In 1926, Ponsen, like many of his contemporaries, flocked to the colony in Gloucester, Mass. to capture the timeless wharves, boats, fisherman, and townships. There he studied from American Impressionist masters such as Charles Hawthorne and Richard Miller the art of plein-air. Ponsen was inspired by the harbor scenes he found there. "Wharfing and shipping seem to have a special fascination for the artist whose fishing boats riding at anchor look easily capable of sailing away to the fishing grounds and the day's haul."

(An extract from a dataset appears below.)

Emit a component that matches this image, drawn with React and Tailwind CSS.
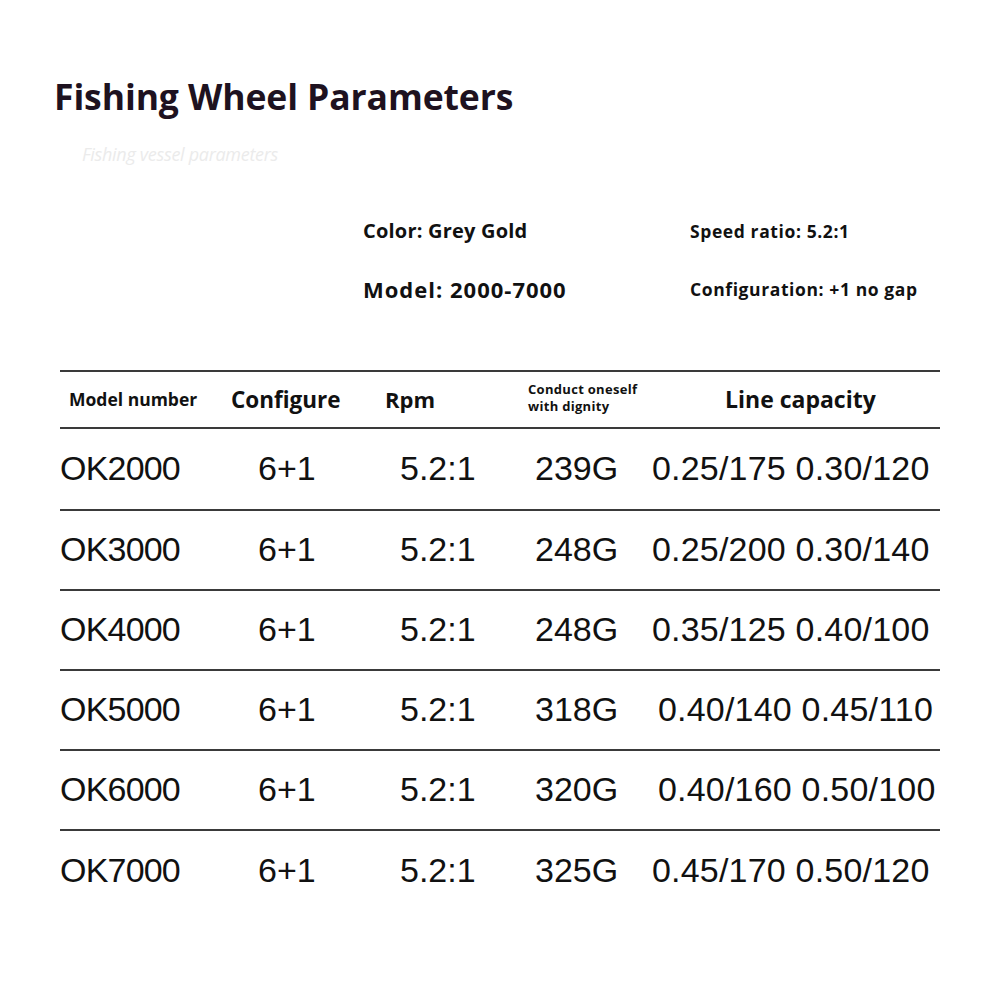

One observer from a 1938 exhibition noted that "Ponsen's paintings' grow on you. At first they may strike you as a trifle harsh, perhaps a bit too blunt. But go back to the creations again and you will appreciate that while Ponsen's method is conscientiously abrupt, it is far from crude. You begin to feel the downright integrity of the artist. These paintings are not color poems, mood symphonies or anything of the sort. This is prose, straightforward and deliberate... shorn of all superlatives, done by a man well trained in the grammar of art."
Ponsen painted until his death in 1968. He settled in Chicago as a landscape painter and was a member of the Chicago Painters and Sculptors, Chicago Gallery Association, and the Chicago Society of Artists. While Ponsen's works are mostly associated with the impressionistic school, his careful use of bold color and sweeping brushstrokes are often reminiscent of another prestigious Dutch artist, Vincent Van Gogh. Tunis Ponsen is best known for his use of urban scenes, country landscapes, and harbor scenes.
A critic once said "He is never guilty of adding sugar and spice that might make a rich and popular pastry for rapid and eager consumption. Rather, his work is as substantial and wholesome as bread - and no more difficult to digest."